Hey Team,
A recent post here regarding long term treasuries has led me to re-evaluating my asset allocation. Right now I am at about 80/20, but more geared towards short term bonds. Everything I have is in a Roth IRA
The fact that long term treasuries are not correlated with the stock market, makes it seem like a good idea to have at least some exposure to them (more than the total bond market gives). This raises a few questions (sorry if this turns out to be some what of a question dump, but bonds are way more complex than I realized, after days of reading, I have a lot of questions):
1) Two options I have been considering are EDV and VUSTX. I know EDV is longer duration, but wanted to see what you guys thought about which to choose. If I go with EDV, do I need less exposure to bonds? (maybe going 90/10?) Should I go with the little bit safer VUSTX? Maybe some sort of mix? Should I consider BLV as well?
Portfolio visualizer shows that the most long term treasuries have lost in a year was about 10%. There is not really a category for something like EDV, so I'm not sure how much more volatile it really is.

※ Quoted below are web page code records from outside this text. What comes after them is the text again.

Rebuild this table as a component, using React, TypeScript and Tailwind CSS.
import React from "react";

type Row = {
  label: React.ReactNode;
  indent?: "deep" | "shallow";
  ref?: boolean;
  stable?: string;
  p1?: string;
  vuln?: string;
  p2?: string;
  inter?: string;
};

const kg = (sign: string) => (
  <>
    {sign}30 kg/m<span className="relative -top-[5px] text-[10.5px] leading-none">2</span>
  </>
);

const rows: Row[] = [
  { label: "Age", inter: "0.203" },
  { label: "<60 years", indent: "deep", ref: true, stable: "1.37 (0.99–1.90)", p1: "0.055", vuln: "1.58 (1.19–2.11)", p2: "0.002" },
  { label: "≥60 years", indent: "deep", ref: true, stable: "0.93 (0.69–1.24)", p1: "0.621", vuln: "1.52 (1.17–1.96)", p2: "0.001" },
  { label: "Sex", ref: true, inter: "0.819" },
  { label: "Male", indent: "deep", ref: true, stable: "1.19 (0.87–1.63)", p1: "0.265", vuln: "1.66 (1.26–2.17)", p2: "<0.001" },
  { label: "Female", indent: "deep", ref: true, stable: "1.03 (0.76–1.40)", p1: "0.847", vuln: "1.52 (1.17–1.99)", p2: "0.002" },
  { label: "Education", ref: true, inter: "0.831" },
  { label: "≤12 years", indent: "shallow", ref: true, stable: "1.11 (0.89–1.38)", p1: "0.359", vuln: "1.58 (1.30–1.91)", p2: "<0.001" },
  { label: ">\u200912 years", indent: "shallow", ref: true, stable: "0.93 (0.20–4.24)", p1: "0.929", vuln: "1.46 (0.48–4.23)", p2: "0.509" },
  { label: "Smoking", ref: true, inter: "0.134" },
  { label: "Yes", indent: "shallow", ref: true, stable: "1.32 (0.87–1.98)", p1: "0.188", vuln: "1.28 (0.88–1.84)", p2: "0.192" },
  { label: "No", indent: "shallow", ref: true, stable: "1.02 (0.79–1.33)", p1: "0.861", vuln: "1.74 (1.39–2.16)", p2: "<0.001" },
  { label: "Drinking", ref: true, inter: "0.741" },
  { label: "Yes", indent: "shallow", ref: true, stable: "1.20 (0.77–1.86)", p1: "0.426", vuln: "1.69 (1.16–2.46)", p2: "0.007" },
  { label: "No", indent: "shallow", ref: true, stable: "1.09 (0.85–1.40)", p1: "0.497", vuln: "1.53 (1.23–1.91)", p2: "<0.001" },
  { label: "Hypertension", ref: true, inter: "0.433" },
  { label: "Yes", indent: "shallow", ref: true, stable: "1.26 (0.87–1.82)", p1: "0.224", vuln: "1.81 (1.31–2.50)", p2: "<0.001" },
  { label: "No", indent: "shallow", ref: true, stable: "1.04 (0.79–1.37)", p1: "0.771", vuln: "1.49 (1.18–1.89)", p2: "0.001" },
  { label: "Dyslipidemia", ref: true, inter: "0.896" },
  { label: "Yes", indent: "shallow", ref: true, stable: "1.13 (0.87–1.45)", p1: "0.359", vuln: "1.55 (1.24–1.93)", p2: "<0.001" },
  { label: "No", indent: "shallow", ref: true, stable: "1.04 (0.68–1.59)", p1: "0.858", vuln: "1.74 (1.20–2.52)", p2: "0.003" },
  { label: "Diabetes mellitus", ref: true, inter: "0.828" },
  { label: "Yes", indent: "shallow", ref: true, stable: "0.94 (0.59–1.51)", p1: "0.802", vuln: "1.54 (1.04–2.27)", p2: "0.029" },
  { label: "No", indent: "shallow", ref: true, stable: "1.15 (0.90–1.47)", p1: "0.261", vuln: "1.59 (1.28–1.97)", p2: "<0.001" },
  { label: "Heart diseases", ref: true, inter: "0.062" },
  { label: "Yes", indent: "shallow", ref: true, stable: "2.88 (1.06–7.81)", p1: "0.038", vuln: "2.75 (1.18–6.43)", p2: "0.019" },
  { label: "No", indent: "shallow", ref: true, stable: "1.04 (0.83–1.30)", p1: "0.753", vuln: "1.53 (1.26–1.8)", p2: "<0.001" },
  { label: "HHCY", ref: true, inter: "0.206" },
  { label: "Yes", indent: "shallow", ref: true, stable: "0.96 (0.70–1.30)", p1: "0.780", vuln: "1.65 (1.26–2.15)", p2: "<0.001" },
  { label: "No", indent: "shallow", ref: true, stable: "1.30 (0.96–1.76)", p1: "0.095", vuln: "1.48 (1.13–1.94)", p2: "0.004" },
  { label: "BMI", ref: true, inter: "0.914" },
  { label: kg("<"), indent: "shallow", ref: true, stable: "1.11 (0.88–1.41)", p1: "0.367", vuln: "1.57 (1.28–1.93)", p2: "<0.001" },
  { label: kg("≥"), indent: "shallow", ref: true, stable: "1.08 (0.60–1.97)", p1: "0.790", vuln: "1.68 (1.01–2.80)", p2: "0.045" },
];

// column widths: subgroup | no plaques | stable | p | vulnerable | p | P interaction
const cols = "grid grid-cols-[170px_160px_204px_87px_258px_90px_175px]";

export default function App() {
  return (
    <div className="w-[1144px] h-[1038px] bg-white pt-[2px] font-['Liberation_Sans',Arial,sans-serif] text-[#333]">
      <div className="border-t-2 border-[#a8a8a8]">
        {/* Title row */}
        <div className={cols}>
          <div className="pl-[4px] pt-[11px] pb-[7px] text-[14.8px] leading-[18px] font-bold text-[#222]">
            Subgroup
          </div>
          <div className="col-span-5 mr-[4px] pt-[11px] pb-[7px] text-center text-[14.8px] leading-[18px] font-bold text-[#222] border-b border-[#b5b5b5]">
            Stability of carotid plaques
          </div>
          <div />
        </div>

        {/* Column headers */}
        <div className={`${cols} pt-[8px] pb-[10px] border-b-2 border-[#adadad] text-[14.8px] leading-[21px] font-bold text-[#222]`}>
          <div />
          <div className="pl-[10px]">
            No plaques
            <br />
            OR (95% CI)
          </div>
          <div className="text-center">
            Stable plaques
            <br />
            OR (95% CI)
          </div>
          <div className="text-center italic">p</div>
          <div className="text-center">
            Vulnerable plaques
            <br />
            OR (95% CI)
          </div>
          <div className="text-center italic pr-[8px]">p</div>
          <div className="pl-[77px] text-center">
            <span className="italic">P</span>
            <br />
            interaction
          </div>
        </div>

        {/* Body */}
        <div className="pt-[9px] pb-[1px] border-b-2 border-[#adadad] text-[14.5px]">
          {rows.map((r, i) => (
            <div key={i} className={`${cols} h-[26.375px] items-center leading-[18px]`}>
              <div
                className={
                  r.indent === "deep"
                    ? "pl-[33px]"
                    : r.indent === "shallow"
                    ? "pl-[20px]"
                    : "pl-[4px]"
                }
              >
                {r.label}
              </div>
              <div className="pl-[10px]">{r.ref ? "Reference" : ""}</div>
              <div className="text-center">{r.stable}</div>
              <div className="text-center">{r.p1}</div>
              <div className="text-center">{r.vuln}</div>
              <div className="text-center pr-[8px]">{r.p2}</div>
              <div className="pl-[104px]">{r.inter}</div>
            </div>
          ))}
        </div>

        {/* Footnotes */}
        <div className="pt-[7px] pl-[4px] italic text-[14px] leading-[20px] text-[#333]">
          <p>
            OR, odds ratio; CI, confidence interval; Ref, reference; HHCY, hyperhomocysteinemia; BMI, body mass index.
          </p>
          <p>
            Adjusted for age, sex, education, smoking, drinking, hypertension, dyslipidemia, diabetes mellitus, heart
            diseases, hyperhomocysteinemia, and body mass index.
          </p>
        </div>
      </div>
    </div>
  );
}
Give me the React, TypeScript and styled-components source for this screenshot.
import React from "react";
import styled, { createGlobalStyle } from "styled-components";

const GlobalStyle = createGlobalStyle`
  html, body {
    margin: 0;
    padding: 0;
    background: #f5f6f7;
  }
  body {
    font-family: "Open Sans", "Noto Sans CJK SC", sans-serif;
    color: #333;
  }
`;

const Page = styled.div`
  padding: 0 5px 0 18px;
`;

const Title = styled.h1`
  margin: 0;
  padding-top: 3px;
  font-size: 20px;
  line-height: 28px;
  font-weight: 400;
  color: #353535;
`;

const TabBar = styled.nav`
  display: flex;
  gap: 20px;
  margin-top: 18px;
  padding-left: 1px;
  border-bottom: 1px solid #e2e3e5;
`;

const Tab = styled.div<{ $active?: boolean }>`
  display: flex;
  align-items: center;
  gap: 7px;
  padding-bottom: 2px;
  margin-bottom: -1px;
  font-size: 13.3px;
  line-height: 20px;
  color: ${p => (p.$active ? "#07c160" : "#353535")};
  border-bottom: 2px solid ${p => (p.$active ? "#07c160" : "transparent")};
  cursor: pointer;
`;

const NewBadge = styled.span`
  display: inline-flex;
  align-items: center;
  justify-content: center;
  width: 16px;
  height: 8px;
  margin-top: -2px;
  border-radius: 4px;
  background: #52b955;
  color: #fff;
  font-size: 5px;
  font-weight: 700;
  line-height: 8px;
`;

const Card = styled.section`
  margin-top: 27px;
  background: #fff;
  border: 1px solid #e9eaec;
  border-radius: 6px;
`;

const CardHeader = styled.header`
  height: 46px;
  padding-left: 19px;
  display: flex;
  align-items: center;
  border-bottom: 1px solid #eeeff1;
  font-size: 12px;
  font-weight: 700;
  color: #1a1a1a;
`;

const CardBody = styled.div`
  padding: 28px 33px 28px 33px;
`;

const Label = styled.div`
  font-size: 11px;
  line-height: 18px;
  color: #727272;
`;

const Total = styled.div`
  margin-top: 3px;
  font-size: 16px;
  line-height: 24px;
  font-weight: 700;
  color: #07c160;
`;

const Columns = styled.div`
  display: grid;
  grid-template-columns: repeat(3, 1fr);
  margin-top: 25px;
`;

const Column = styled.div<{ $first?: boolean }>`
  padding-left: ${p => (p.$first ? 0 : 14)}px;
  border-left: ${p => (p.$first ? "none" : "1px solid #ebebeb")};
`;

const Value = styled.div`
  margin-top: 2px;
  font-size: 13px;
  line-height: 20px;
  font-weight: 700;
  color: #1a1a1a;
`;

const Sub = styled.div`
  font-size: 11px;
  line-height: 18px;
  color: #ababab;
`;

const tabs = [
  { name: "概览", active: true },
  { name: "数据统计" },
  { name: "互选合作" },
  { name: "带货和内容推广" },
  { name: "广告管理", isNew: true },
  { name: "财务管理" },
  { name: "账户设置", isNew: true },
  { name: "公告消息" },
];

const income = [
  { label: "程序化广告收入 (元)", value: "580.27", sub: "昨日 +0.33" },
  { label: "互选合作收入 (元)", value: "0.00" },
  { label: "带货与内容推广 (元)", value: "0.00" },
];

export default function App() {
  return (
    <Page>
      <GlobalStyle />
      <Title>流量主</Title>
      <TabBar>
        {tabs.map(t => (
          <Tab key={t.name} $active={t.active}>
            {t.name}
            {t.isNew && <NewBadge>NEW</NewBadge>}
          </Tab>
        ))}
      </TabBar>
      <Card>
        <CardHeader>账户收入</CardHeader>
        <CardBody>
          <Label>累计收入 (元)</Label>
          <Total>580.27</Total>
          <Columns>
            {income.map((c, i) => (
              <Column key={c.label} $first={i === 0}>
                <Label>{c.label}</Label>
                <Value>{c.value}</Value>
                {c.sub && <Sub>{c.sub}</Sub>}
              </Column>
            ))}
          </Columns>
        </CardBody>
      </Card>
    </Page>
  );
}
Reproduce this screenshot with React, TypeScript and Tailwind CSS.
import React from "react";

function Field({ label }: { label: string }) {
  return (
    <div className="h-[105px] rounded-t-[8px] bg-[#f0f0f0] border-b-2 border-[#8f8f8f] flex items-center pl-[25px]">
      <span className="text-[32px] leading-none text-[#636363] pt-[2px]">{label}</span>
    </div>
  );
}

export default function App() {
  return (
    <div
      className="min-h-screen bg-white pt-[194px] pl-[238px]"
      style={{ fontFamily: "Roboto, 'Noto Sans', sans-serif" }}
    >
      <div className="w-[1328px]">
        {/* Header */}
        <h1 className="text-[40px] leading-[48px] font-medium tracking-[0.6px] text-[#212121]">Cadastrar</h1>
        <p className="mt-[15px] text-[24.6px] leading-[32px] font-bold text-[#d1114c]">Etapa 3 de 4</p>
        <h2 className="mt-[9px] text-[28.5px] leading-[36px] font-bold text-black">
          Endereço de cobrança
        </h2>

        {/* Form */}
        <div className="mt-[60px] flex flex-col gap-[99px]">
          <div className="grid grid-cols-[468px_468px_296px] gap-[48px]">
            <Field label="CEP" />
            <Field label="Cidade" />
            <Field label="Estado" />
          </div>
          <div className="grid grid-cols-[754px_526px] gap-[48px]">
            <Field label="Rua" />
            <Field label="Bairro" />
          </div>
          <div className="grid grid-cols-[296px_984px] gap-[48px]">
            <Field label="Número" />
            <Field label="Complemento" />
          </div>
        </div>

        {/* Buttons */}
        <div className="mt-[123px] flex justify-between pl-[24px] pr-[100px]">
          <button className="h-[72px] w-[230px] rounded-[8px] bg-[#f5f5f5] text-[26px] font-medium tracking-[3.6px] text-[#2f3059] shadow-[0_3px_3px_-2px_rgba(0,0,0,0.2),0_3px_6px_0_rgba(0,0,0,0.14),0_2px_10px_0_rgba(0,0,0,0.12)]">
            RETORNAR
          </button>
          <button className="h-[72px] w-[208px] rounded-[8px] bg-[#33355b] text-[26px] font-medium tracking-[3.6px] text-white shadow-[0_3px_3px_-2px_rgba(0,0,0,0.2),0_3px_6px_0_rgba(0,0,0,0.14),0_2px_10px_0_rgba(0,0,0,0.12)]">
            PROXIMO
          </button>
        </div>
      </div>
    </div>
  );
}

2) Do you abandon all short term bonds? ( I have a sufficient emergency fund, maybe only a small amount of savings into short term bonds?)
3) How will a portfolio consisting of mostly stocks, with 10-20% in long term treasuries, react to high inflation? Should I be concerned with high inflation? Anything I can do to hedge against inflation besides buying Gold or Bitcoin?
4) Interest Rates - Yes, we are at or near an all time low. I think they can go lower still or stay the same, but will they? Is this something to be concerned about? Do you think rates will stay low? Is it worth waiting (market timing) until December until the Fed announces the next rate hike? Rate hikes supposedly affect long term bonds more, is this safe to assume?
5) I understand that the returns of long term treasuries the past 30 years have been influenced by the steadily declining rates. I think they can stay low, or go a little bit lower, but is it realistic to expect these types of returns with rates as low as they are? If I am buying into long term treasuries, am I basically betting that rates will stay low (because I have no idea if they will or not?) Is it worth it to have long term treasuries, solely for the hedge against a stock market crash? (Because I have no idea if it will or not)
6) I'm young and don't have much money, is an 80 stocks (60/40 us /inter) /20 long term treasuries allocation a good long term plan?
Let me know if any more information would help out. Thanks in advance!!!